Add Prometheus Adapter rules for the runtime metric. Merge the serving rules into the same adapter values file you use for GPU metrics. This example maps vLLM waiting requests to a custom pod metric named inference_queue_depth.

prometheus-adapter-serving-values.yaml
prometheus:
url: http://kube-prometheus-kube-prome-prometheus.monitoring.svc
port: 9090

rules:
custom:
- seriesQuery: 'vllm:num_requests_waiting{namespace!="",pod!=""}'
resources:
overrides:
namespace:
resource: namespace
pod:
resource: pod
name:
matches: "vllm:num_requests_waiting"
as: "inference_queue_depth"
metricsQuery: 'avg(vllm:num_requests_waiting{<<.LabelMatchers>>}) by (<<.GroupBy>>)'

Upgrade the adapter with the merged GPU and serving metric rules:

helm upgrade --install prometheus-adapter prometheus-community/prometheus-adapter \
--namespace monitoring \
-f prometheus-adapter-serving-values.yaml

Create an HPA that scales when average queue depth exceeds five waiting requests per pod:

inference-queue-hpa.yaml
apiVersion: autoscaling/v2
kind: HorizontalPodAutoscaler
metadata:
name: vllm-inference-hpa
namespace: inference
spec:
scaleTargetRef:
apiVersion: apps/v1
kind: Deployment
name: vllm-inference
minReplicas: 1
maxReplicas: 8
behavior:
scaleDown:
stabilizationWindowSeconds: 300
metrics:
- type: Pods
pods:
metric:
name: inference_queue_depth
target:
type: AverageValue
averageValue: "5"

Apply it:

kubectl apply -f inference-queue-hpa.yaml
kubectl get hpa vllm-inference-hpa -n inference -w

KEDA with Prometheus

KEDA is often a good fit when your serving signal is naturally expressed as a Prometheus query.
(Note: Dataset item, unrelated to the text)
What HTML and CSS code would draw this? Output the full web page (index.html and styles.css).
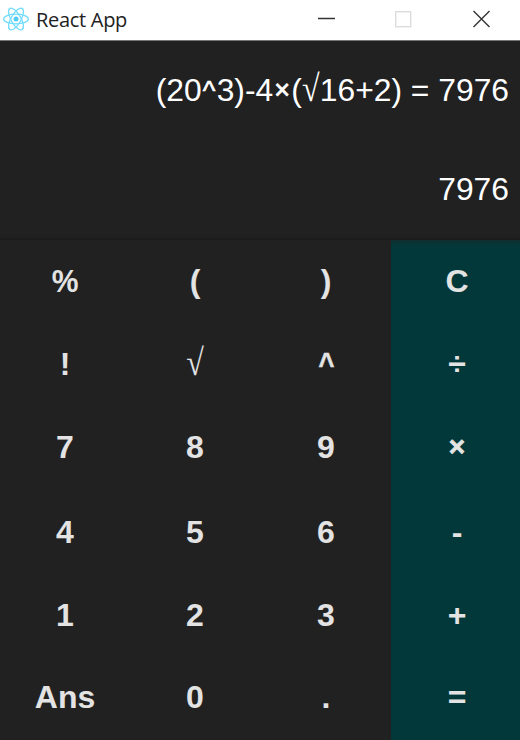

Install KEDA in the tenant cluster, then create a ScaledObject that queries Prometheus.

vllm-keda-scaledobject.yaml
apiVersion: keda.sh/v1alpha1
kind: ScaledObject
metadata:
name: vllm-inference
namespace: inference
spec:
scaleTargetRef:
name: vllm-inference
minReplicaCount: 1
maxReplicaCount: 8
cooldownPeriod: 300
triggers:
- type: prometheus
metadata:
serverAddress: http://kube-prometheus-kube-prome-prometheus.monitoring.svc:9090
metricName: inference_queue_depth
threshold: "5"
query: sum(vllm:num_requests_waiting{namespace="inference",pod=~"vllm-inference-.*"})

Use KEDA for query-driven scaling or scale-to-zero patterns. Use HPA with Prometheus Adapter when you want Kubernetes-native custom metrics and HPA behavior. In both cases, set conservative scale-down windows for model servers because loading large models is slow and repeated cold starts degrade response latency.
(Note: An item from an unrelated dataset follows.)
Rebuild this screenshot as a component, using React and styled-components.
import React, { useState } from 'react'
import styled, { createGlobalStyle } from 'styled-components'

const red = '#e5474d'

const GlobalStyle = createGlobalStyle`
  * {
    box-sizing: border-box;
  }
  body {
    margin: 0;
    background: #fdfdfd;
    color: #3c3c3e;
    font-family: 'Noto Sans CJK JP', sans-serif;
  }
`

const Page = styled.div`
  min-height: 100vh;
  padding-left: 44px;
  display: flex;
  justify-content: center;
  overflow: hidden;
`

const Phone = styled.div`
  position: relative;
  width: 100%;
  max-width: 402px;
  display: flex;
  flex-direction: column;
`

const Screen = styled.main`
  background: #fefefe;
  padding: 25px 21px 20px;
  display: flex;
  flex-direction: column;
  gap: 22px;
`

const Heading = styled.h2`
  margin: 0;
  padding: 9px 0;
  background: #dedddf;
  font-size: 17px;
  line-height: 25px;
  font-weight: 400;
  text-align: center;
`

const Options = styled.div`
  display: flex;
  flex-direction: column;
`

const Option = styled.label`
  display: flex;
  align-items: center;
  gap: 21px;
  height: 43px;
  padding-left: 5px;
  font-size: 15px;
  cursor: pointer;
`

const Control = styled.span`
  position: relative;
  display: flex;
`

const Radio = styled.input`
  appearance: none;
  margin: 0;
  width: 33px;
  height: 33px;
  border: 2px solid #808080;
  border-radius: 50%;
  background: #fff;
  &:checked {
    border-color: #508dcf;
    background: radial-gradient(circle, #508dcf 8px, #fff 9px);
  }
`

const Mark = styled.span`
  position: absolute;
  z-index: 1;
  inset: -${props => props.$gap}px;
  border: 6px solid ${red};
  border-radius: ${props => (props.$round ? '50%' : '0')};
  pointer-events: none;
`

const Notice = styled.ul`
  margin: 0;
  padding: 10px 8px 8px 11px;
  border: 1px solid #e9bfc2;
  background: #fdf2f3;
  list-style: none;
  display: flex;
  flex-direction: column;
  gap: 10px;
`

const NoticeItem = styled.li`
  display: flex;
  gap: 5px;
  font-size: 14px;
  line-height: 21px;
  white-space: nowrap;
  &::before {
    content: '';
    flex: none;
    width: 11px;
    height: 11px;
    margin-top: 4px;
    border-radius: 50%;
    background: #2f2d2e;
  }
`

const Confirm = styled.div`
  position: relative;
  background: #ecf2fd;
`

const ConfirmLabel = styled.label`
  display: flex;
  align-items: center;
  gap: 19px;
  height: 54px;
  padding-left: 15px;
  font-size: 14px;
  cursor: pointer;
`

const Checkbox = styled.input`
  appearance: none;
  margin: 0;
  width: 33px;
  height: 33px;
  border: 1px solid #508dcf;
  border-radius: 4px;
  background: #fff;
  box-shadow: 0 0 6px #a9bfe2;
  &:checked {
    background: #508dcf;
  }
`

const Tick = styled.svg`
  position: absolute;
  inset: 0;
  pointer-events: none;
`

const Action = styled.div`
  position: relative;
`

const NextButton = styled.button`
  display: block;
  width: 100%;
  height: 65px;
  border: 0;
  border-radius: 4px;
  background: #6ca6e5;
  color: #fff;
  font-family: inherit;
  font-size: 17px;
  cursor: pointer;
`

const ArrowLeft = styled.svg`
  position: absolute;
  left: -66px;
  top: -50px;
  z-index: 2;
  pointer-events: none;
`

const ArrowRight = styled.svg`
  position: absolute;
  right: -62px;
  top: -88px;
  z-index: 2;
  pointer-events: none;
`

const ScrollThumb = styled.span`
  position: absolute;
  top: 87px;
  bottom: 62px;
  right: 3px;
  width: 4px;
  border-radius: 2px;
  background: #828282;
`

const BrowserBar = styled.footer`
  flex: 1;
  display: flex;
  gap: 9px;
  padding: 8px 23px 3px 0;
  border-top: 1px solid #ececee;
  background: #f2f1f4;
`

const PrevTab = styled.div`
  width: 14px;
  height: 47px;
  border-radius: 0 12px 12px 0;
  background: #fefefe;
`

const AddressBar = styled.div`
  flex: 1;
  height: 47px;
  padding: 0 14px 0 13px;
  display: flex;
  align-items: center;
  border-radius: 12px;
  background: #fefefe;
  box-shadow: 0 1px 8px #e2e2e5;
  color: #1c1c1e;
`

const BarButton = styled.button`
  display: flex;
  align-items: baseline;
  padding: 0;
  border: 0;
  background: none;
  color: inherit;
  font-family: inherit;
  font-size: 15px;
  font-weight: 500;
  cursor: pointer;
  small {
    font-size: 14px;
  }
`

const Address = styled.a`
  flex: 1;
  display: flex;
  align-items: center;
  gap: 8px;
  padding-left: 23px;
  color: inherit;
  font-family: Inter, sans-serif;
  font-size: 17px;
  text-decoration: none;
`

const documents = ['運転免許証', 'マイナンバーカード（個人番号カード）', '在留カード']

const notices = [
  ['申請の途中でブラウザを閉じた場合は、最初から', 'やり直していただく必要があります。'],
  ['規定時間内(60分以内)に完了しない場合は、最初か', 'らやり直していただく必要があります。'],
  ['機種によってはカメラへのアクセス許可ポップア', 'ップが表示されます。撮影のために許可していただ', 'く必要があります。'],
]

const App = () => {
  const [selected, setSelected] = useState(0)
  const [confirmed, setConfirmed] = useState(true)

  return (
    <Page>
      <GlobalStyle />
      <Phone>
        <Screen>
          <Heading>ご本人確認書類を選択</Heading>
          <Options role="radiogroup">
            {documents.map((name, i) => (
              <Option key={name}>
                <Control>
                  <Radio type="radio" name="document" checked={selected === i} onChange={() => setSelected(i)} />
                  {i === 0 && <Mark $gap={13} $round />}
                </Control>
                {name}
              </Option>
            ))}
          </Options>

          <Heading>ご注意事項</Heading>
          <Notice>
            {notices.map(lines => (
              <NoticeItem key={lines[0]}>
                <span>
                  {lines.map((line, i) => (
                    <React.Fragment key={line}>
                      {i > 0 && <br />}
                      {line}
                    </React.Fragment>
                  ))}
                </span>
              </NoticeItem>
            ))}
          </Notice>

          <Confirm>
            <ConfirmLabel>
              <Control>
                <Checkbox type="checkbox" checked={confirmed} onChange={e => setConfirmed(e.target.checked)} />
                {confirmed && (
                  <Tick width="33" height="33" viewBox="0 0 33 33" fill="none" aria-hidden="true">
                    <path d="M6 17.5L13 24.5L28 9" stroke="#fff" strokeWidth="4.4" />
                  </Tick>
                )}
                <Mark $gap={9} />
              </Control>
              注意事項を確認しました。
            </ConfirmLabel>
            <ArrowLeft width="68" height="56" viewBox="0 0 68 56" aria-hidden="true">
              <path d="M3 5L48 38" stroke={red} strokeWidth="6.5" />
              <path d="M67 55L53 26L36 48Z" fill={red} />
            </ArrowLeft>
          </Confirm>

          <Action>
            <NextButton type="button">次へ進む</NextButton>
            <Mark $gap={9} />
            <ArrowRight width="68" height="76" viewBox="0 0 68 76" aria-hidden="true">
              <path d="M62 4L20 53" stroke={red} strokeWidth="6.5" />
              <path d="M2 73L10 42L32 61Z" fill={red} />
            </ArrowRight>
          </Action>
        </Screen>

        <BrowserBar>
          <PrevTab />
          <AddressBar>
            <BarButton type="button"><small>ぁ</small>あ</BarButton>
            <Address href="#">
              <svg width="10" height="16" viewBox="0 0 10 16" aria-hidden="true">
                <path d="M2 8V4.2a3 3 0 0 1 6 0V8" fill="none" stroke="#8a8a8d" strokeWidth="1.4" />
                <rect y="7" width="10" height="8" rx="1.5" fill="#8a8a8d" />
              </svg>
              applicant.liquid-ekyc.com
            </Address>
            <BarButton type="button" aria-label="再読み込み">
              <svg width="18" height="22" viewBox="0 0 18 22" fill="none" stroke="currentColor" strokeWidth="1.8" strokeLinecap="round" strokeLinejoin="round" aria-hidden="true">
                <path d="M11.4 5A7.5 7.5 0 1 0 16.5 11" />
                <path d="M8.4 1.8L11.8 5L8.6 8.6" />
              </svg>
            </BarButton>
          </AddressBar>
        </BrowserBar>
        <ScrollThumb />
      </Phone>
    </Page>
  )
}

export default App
Step 5: Create an HPA targeting GPU utilization

Create an HPA that scales your GPU workload when average GPU utilization exceeds 50%. Replace gpu-workload with the name of your Deployment:

gpu-hpa.yaml
apiVersion: autoscaling/v2
kind: HorizontalPodAutoscaler
metadata:
name: gpu-workload-hpa
namespace: default
spec:
scaleTargetRef:
apiVersion: apps/v1
kind: Deployment
name: gpu-workload
minReplicas: 1
maxReplicas: 4
metrics:
- type: Pods
pods:
metric:
name: gpu_utilization
target:
type: AverageValue
averageValue: "50" # DCGM_FI_DEV_GPU_UTIL is 0–100; this targets 50% utilization

Apply the HPA:

kubectl apply -f gpu-hpa.yaml

Monitor scaling behavior:

kubectl get hpa gpu-workload-hpa -w
# NAME REFERENCE TARGETS MINPODS MAXPODS REPLICAS
# gpu-workload-hpa Deployment/gpu-workload 42/50 (avg) 1 4 1

Troubleshoot common issues

Custom metric not found

If kubectl get --raw "/apis/custom.metrics.k8s.io/v1beta1" returns an error or doesn't list gpu_utilization:

  1. Verify the Prometheus Adapter pod is running: kubectl get pods -n monitoring -l app.kubernetes.io/name=prometheus-adapter
  2. Check Prometheus Adapter logs for configuration errors: kubectl logs -n monitoring -l app.kubernetes.io/name=prometheus-adapter
  3. Confirm Prometheus contains DCGM data by port-forwarding to Prometheus and querying DCGM_FI_DEV_GPU_UTIL directly.

HPA shows unknown targets

This usually means the metric is registered but no data is available for the target pods:

  1. Verify your GPU workload pods are running and consuming GPU resources.
  2. Check that DCGM Exporter metrics include pod and namespace labels. If these labels are missing, confirm kubernetes.enablePodLabels=true is set.
  3. Wait 1–2 minutes for the metrics pipeline to propagate data from DCGM through Prometheus to the adapter.